- Flag of Wisconsin
- Active: June 14, 1864 – September 16, 1864
- Country: United States
- Allegiance: Union
- Branch: Infantry
- Size: Regiment
- Engagements: American Civil War Second Battle of Memphis;

Commanders
- Colonel: W. Augustus Ray

= 40th Wisconsin Infantry Regiment =

Union Army infantry regiment

The 40th Wisconsin Infantry Regiment was a volunteer infantry regiment that served in the Union Army during the American Civil War. It was among scores of regiments that were raised in the summer of 1864 as Hundred Days Men, an effort to augment existing manpower for an all-out push to end the war within 100 days.

==Service==
The 40th Wisconsin was organized at Madison, Wisconsin, and mustered into Federal service on June 14, 1864.

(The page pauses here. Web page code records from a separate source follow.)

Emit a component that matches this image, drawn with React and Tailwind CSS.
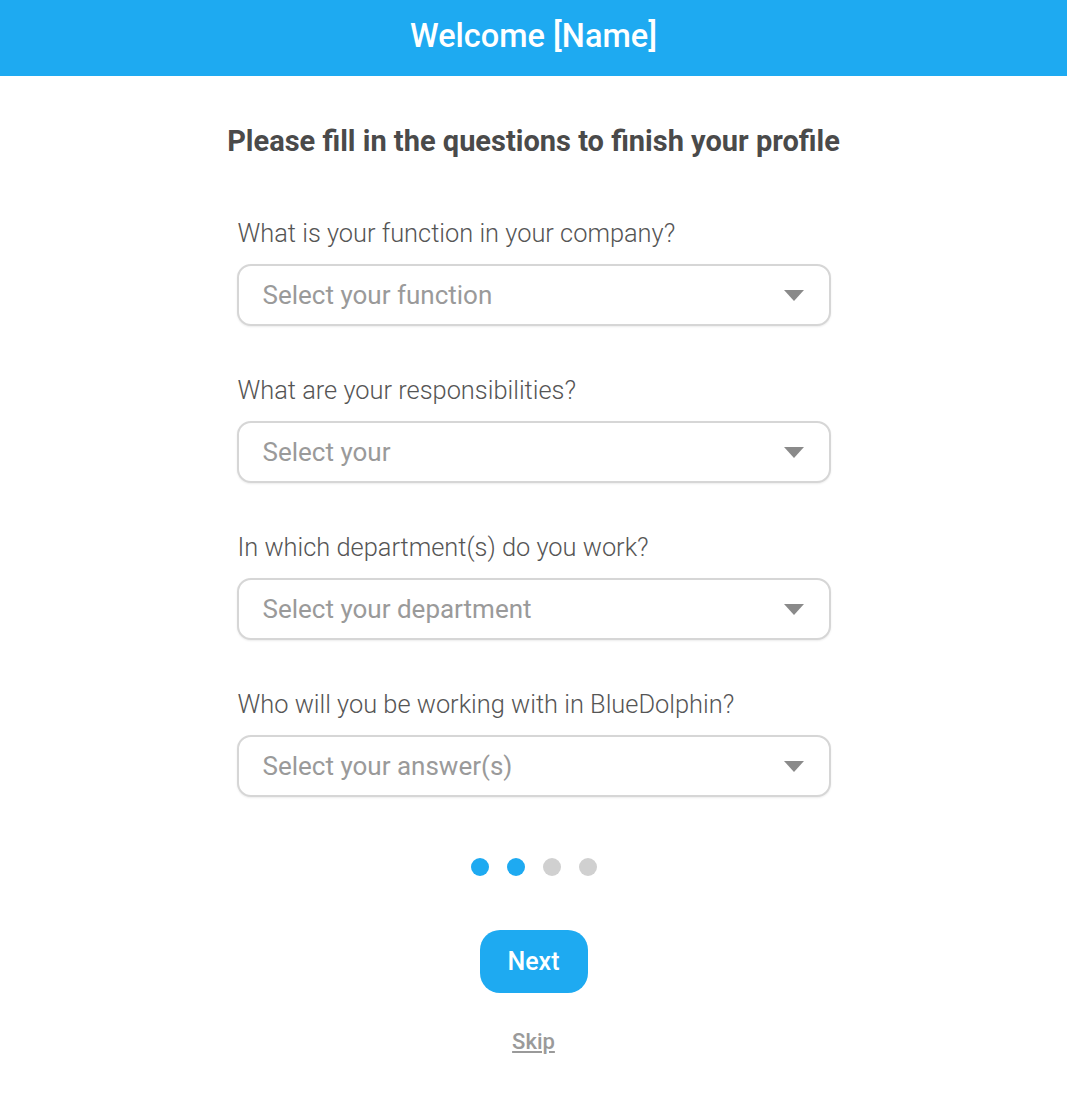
import React from "react";

const questions = [
  { label: "What is your function in your company?", placeholder: "Select your function" },
  { label: "What are your responsibilities?", placeholder: "Select your" },
  { label: "In which department(s) do you work?", placeholder: "Select your department" },
  { label: "Who will you be working with in BlueDolphin?", placeholder: "Select your answer(s)" },
];

function SelectBox({ placeholder }) {
  return (
    <button
      type="button"
      className="flex h-[62px] w-full items-center justify-between rounded-[14px] border-2 border-[#d6d6d6] bg-white pl-[24px] pr-[25px] text-left shadow-[0_1px_2px_rgba(0,0,0,0.08)]"
    >
      <span className="text-[26px] text-[#9a9a9a]">{placeholder}</span>
      <svg width="20" height="12" viewBox="0 0 20 12" className="mt-[1px]">
        <path d="M0 0 H20 L10 11 Z" fill="#8a8a8a" />
      </svg>
    </button>
  );
}

export default function App() {
  const step = 2;
  return (
    <div className="min-h-screen bg-white font-['Roboto',sans-serif]">
      <header className="flex h-[76px] items-center justify-center bg-[#1eaaf1] pb-[4px]">
        <h1 className="text-[32.5px] font-medium text-white">Welcome [Name]</h1>
      </header>

      <main className="mx-auto flex w-[594px] flex-col items-center">
        <h2 className="mt-[45px] whitespace-nowrap text-[29px] leading-[40px] font-bold text-[#4a4a4a]">
          Please fill in the questions to finish your profile
        </h2>

        <div className="mt-[56px] flex w-full flex-col gap-[48px]">
          {questions.map((q) => (
            <div key={q.label} className="flex flex-col">
              <label className="mb-[15px] pl-[1px] text-[25.4px] font-light leading-[32px] text-[#555]">
                {q.label}
              </label>
              <SelectBox placeholder={q.placeholder} />
            </div>
          ))}
        </div>

        <div className="mt-[61px] flex gap-[18px]">
          {[0, 1, 2, 3].map((i) => (
            <span
              key={i}
              className={`h-[18px] w-[18px] rounded-full ${i < step ? "bg-[#1eaaf1]" : "bg-[#d0d0d0]"}`}
            />
          ))}
        </div>

        <button
          type="button"
          className="mt-[54px] h-[63px] w-[108px] rounded-[20px] bg-[#1eaaf1] text-[25px] font-medium text-white"
        >
          Next
        </button>

        <a href="#" className="mt-[32px] text-[22px] font-medium text-[#9a9a9a] underline">
          Skip
        </a>
      </main>
    </div>
  );
}
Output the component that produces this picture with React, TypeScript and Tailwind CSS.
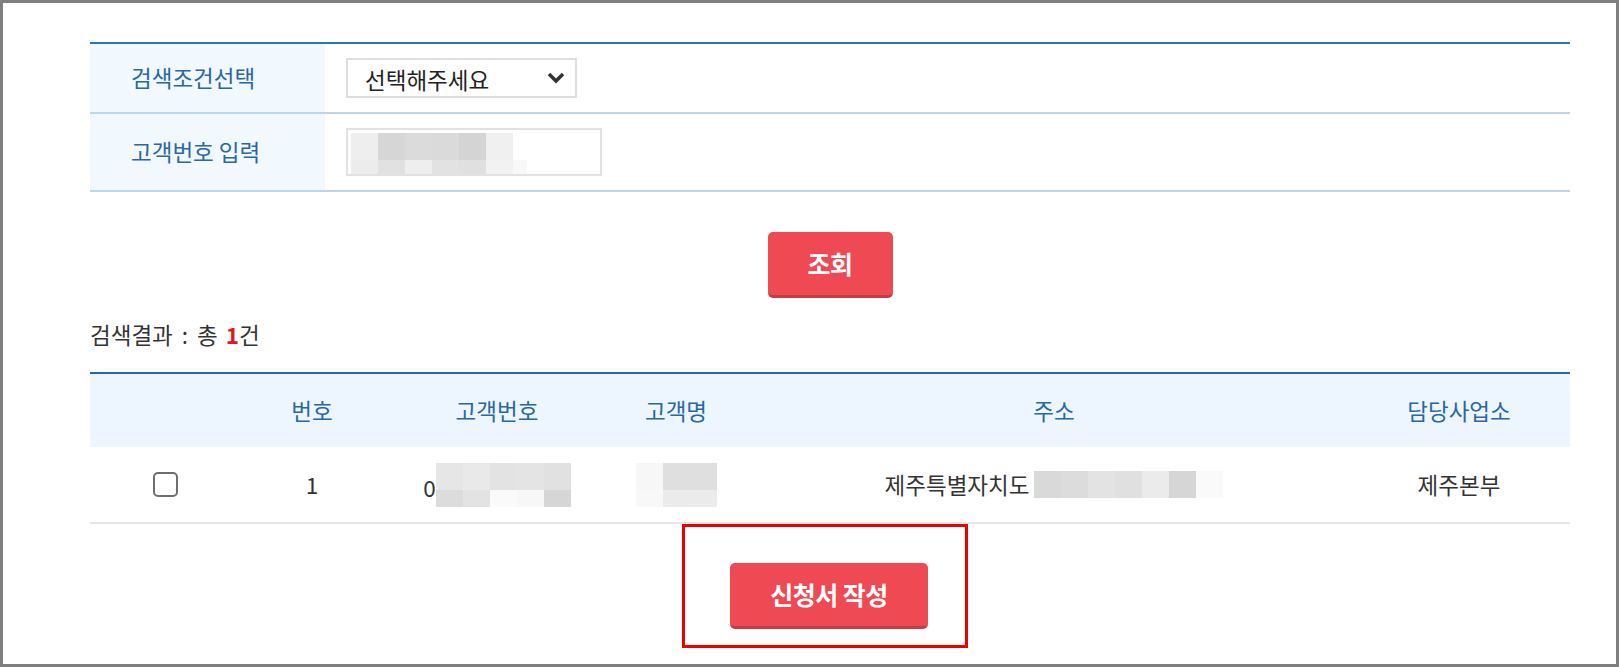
const FONT = "font-['Noto_Sans_CJK_KR','Noto_Sans',sans-serif]";

type Cell = { w: number; c: string };

// pixelated (blurred-out) personal data
function Mosaic({ rows }: { rows: { h: number; cells: Cell[] }[] }) {
    return (
        <div className="flex flex-col">
            {rows.map((r, i) => (
                <div key={i} className="flex" style={{ height: r.h }}>
                    {r.cells.map((c, j) => (
                        <div key={j} style={{ width: c.w, background: c.c }} />
                    ))}
                </div>
            ))}
        </div>
    );
}

function RedButton({ label, width }: { label: string; width: string }) {
    return (
        <button
            className={`${width} h-[66px] rounded-[5px] bg-[#ef4953] border-b-[3px] border-[#c93a43] text-white text-[25px] font-bold tracking-[-0.5px] flex items-center justify-center`}
        >
            {label}
        </button>
    );
}

export default function App() {
    return (
        <div className={`w-[1619px] h-[667px] border-[3px] border-[#7f7f7f] bg-white ${FONT} overflow-hidden`}>
            <div className="pl-[87px] pr-[46px] pt-[39px]">
                {/* Search form */}
                <div className="border-t-2 border-[#2b78b6]">
                    <div className="grid grid-cols-[235px_1fr] h-[70px] border-b-2 border-[#bdd6e7]">
                        <div className="bg-[#f1f8fe] flex items-center pl-[41px] text-[22.5px] text-[#2a67a3]">
                            검색조건선택
                        </div>
                        <div className="flex items-center pl-[21px]">
                            <div className="w-[231px] h-[40px] border-2 border-[#dedede] flex items-center justify-between pl-[17px] pr-[10px]">
                                <span className="text-[22.5px] text-[#222] pt-[4px]">선택해주세요</span>
                                <svg width="18" height="12" viewBox="0 0 18 12">
                                    <polyline points="2,2 9,9 16,2" fill="none" stroke="#333" strokeWidth="3.5" />
                                </svg>
                            </div>
                        </div>
                    </div>
                    <div className="grid grid-cols-[235px_1fr] h-[78px] border-b-2 border-[#bdd6e7]">
                        <div className="bg-[#f1f8fe] flex items-center pl-[41px] text-[22.5px] text-[#2a67a3]">
                            고객번호 입력
                        </div>
                        <div className="flex items-center pl-[21px]">
                            <div className="w-[256px] h-[48px] border-2 border-[#e2e2e2] flex items-end pl-[3px]">
                                <Mosaic
                                    rows={[
                                        {
                                            h: 27,
                                            cells: [
                                                { w: 27, c: "#eeeeee" },
                                                { w: 27, c: "#d6d6d6" },
                                                { w: 27, c: "#dbdbdb" },
                                                { w: 27, c: "#dadada" },
                                                { w: 27, c: "#d4d4d4" },
                                                { w: 27, c: "#f0f0f0" },
                                            ],
                                        },
                                        {
                                            h: 14,
                                            cells: [
                                                { w: 27, c: "#ececec" },
                                                { w: 27, c: "#e1e1e1" },
                                                { w: 27, c: "#eeeeee" },
                                                { w: 27, c: "#e2e2e2" },
                                                { w: 27, c: "#e0e0e0" },
                                                { w: 27, c: "#f2f2f2" },
                                                { w: 14, c: "#f8f8f8" },
                                            ],
                                        },
                                    ]}
                                />
                            </div>
                        </div>
                    </div>
                </div>

                <div className="flex justify-center mt-[40px]">
                    <RedButton label="조회" width="w-[125px]" />
                </div>

                {/* Result caption */}
                <div className="mt-[25px] h-[24px] flex items-center text-[22.5px] text-[#333]">
                    <span>검색결과</span>
                    <span className="ml-[9px]">:</span>
                    <span className="ml-[9px]">총</span>
                    <span className="ml-[8px] text-[#e3161c] font-bold">1</span>
                    <span>건</span>
                </div>

                {/* Result table */}
                <div className="mt-[25px] border-t-2 border-[#2468ad]">
                    <div className="grid grid-cols-[150px_144px_226px_132px_624px_1fr] h-[73px] bg-[#edf6fe] items-center text-center text-[22.5px] text-[#2a67a3]">
                        <div />
                        <div>번호</div>
                        <div>고객번호</div>
                        <div>고객명</div>
                        <div>주소</div>
                        <div className="pr-[18px]">담당사업소</div>
                    </div>
                    <div className="grid grid-cols-[150px_144px_226px_132px_624px_1fr] h-[77px] border-b-2 border-[#e6e6e6] items-center text-center text-[22.5px] text-[#333]">
                        <div className="flex justify-center">
                            <div className="w-[25px] h-[25px] rounded-[5px] border-2 border-[#6e6e6e] bg-white" />
                        </div>
                        <div>1</div>
                        <div className="flex justify-center items-center">
                            <span className="pt-[6px]">0</span>
                            <Mosaic
                                rows={[
                                    {
                                        h: 27,
                                        cells: [
                                            { w: 27, c: "#e6e6e6" },
                                            { w: 27, c: "#e9e9e9" },
                                            { w: 27, c: "#e3e3e3" },
                                            { w: 27, c: "#e4e4e4" },
                                            { w: 27, c: "#e1e1e1" },
                                        ],
                                    },
                                    {
                                        h: 17,
                                        cells: [
                                            { w: 27, c: "#dcdcdc" },
                                            { w: 27, c: "#e3e3e3" },
                                            { w: 27, c: "#fafafa" },
                                            { w: 27, c: "#f7f7f7" },
                                            { w: 27, c: "#d6d6d6" },
                                        ],
                                    },
                                ]}
                            />
                        </div>
                        <div className="flex justify-center">
                            <Mosaic
                                rows={[
                                    {
                                        h: 27,
                                        cells: [
                                            { w: 27, c: "#f7f7f7" },
                                            { w: 54, c: "#dfdfdf" },
                                        ],
                                    },
                                    {
                                        h: 17,
                                        cells: [
                                            { w: 27, c: "#f8f8f8" },
                                            { w: 54, c: "#ebebeb" },
                                        ],
                                    },
                                ]}
                            />
                        </div>
                        <div className="flex justify-center items-center gap-[5px]">
                            <span>제주특별자치도</span>
                            <Mosaic
                                rows={[
                                    {
                                        h: 27,
                                        cells: [
                                            { w: 27, c: "#d9d9d9" },
                                            { w: 27, c: "#dcdcdc" },
                                            { w: 27, c: "#e3e3e3" },
                                            { w: 27, c: "#e0e0e0" },
                                            { w: 27, c: "#ebebeb" },
                                            { w: 27, c: "#d6d6d6" },
                                            { w: 27, c: "#fafafa" },
                                        ],
                                    },
                                ]}
                            />
                        </div>
                        <div className="pr-[18px]">제주본부</div>
                    </div>
                </div>

                <div className="flex justify-center">
                    <div className="mr-[10px] border-[3px] border-[#ec0000] pt-[36px] pb-[16px] pl-[45px] pr-[37px]">
                        <RedButton label="신청서 작성" width="w-[198px]" />
                    </div>
                </div>
            </div>
        </div>
    );
}
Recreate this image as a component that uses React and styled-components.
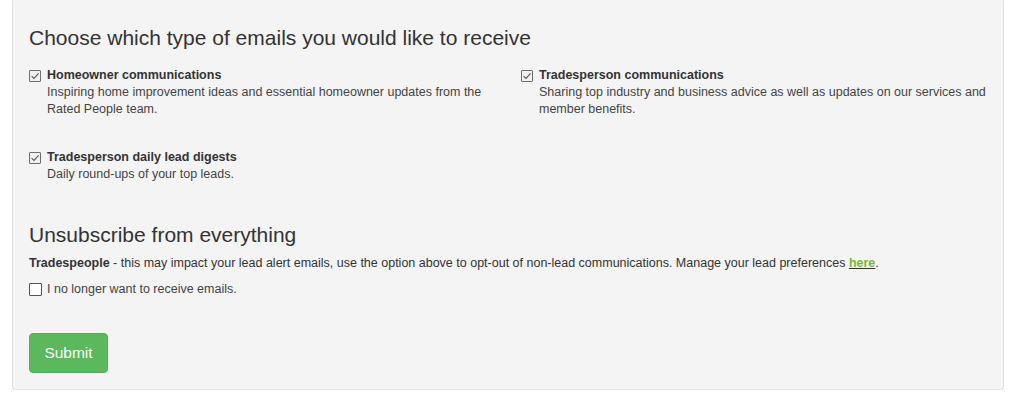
import React, { useState } from 'react';
import styled, { createGlobalStyle } from 'styled-components';

const GlobalStyle = createGlobalStyle`
  html, body {
    margin: 0;
    padding: 0;
    background: #fff;
    font-family: "Liberation Sans", Arial, sans-serif;
    color: #333;
  }
`;

const Page = styled.div`
  padding: 0 20px 0 12px;
`;

const Panel = styled.form`
  background: #f4f4f4;
  border: 1px solid #e0e0e0;
  border-top: none;
  border-radius: 0 0 4px 4px;
  box-shadow: 0 1px 1px rgba(0, 0, 0, 0.05);
  padding: 26px 16px 16px;
`;

const Heading = styled.h3`
  font-size: 21px;
  font-weight: normal;
  line-height: 23px;
  color: #333;
  margin: ${p => p.$first ? '0 0 18px' : '40px 0 9px'};
`;

const OptionGrid = styled.div`
  display: grid;
  grid-template-columns: 470px 470px;
  column-gap: 22px;
  row-gap: 31px;
`;

const Option = styled.div`
  display: grid;
  grid-template-columns: 12px 1fr;
  column-gap: 6px;
  font-size: 12.5px;
  line-height: 17px;
`;

const Box = styled.span`
  width: ${p => p.$size}px;
  height: ${p => p.$size}px;
  box-sizing: border-box;
  border: 1px solid ${p => p.$checked ? '#6e6e6e' : '#555'};
  background: ${p => p.$checked ? '#f0f0f0' : '#fff'};
  border-radius: 1px;
  display: flex;
  align-items: center;
  justify-content: center;
  align-self: center;
  cursor: pointer;
`;

const Label = styled.span`
  font-weight: bold;
  color: #333;
`;

const Desc = styled.span`
  grid-column: 2;
  color: #444;
`;

const Para = styled.p`
  font-size: 12.5px;
  line-height: 17px;
  margin: 0 0 9px;
  color: #333;

  b {
    font-weight: bold;
  }
`;

const HereLink = styled.a`
  color: #7ab929;
  font-weight: bold;
  text-decoration: underline;
  text-decoration-color: #333;
`;

const CheckRow = styled.div`
  display: flex;
  align-items: center;
  gap: 5px;
  font-size: 12.5px;
  line-height: 17px;
  color: #444;
`;

const SubmitButton = styled.button`
  margin-top: 35px;
  width: 79px;
  height: 40px;
  background: #5cb85c;
  border: 1px solid #55b155;
  border-radius: 4px;
  color: #fff;
  font-family: "Liberation Sans", Arial, sans-serif;
  font-size: 15.5px;
  padding: 0;
  cursor: pointer;
`;

const Checkbox = ({ checked, onToggle, size = 12 }) => (
  <Box $checked={checked} $size={size} role="checkbox" aria-checked={checked} onClick={onToggle}>
    {checked && (
      <svg width="10" height="10" viewBox="0 0 10 10">
        <path d="M1.6 5.1 L4 7.4 L8.6 2.4" fill="none" stroke="#5a5a5a" strokeWidth="1.1" />
      </svg>
    )}
  </Box>
);

const options = [
  {
    id: 'homeowner',
    label: 'Homeowner communications',
    desc: 'Inspiring home improvement ideas and essential homeowner updates from the Rated People team.',
  },
  {
    id: 'tradesperson',
    label: 'Tradesperson communications',
    desc: 'Sharing top industry and business advice as well as updates on our services and member benefits.',
  },
  {
    id: 'digests',
    label: 'Tradesperson daily lead digests',
    desc: 'Daily round-ups of your top leads.',
  },
];

const App = () => {
  const [prefs, setPrefs] = useState({ homeowner: true, tradesperson: true, digests: true });
  const [unsubscribe, setUnsubscribe] = useState(false);

  const toggle = id => setPrefs({ ...prefs, [id]: !prefs[id] });

  return (
    <Page>
      <GlobalStyle />
      <Panel onSubmit={e => e.preventDefault()}>
        <Heading $first>Choose which type of emails you would like to receive</Heading>
        <OptionGrid>
          {options.map(o => (
            <Option key={o.id}>
              <Checkbox checked={prefs[o.id]} onToggle={() => toggle(o.id)} />
              <Label>{o.label}</Label>
              <Desc>{o.desc}</Desc>
            </Option>
          ))}
        </OptionGrid>

        <Heading>Unsubscribe from everything</Heading>
        <Para>
          <b>Tradespeople</b> - this may impact your lead alert emails, use the option above to opt-out of non-lead communications. Manage your lead preferences <HereLink href="#">here</HereLink>.
        </Para>
        <CheckRow>
          <Checkbox size={13} checked={unsubscribe} onToggle={() => setUnsubscribe(!unsubscribe)} />
          I no longer want to receive emails.
        </CheckRow>

        <SubmitButton type="submit">Submit</SubmitButton>
      </Panel>
    </Page>
  );
};

export default App;
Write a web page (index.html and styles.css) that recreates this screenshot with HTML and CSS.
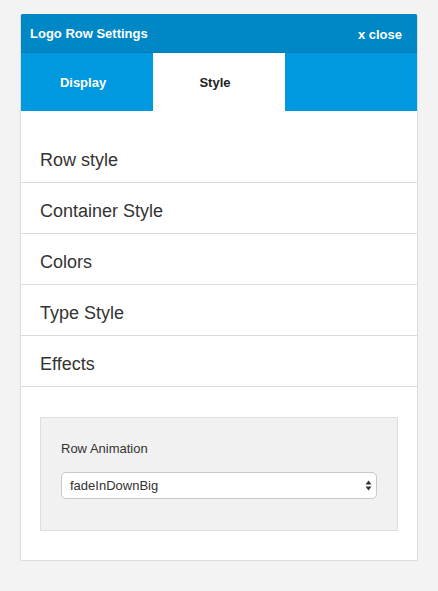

The regiment was mustered out on September 16, 1864.

==Casualties==
The 40th Wisconsin suffered 1 officer and 18 enlisted men who died of disease, for a total of 19 fatalities.

==Notable people==
- W. C. Bailey was corporal in Co. F. After the war he became a California state legislator and city manager of San Jose, California.
- James M. Bingham was major of the regiment. After the war he became the 20th speaker of the Wisconsin State Assembly and the 13th Lieutenant Governor of Wisconsin.
- Charles H. Allen was the captain of Company D. After the war, he became the founding Principal of the University of Wisconsin–Platteville, and a Principal of San Jose State University.
- Orrin W. Blanchard, the brother of Caleb S. Blanchard, was surgeon of the regiment.
- William Avery Cochrane was a private in Co. B. After the war he became a Wisconsin state legislator.
- Alexander J. Craig was adjutant of the regiment. After the war he became the 8th Superintendent of Public Instruction of Wisconsin.
- Pitt Noble Cravath, son of Prosper Cravath, was a private in Co. D.
- Samuel Fallows was lieutenant colonel of the regiment and later served as colonel of the 49th Wisconsin Infantry Regiment. Earlier in the war, he was chaplain of the 32nd Wisconsin Infantry Regiment. After the war he became the 9th Superintendent of Public Instruction of Wisconsin and Presiding Bishop of the Reformed Episcopal Church.
- M. H. Fisk was a private in Co. E. After the war he became the first mayor of De Pere, Wisconsin.
- Edward E. Merritt was a private in Co. G. After the war he became a Wisconsin state legislator.
- John Coit Spooner was a private in Co. D. After the war he became a United States Senator.
- Jesse B. Thayer was a private in Co. C. He later served in Co. D, 49th Wisconsin Infantry Regiment, and rose to the rank of sergeant. After the war he became a Wisconsin legislator and the 13th Superintendent of Public Instruction of Wisconsin.

==See also==

- List of Wisconsin Civil War units
- Wisconsin in the American Civil War

==Popular culture==
- "Welcome Song of the 40th Wisconsin Volunteers" Words by Lt. S. Fillmore Bennett, 1864, music by T. Martin Towne.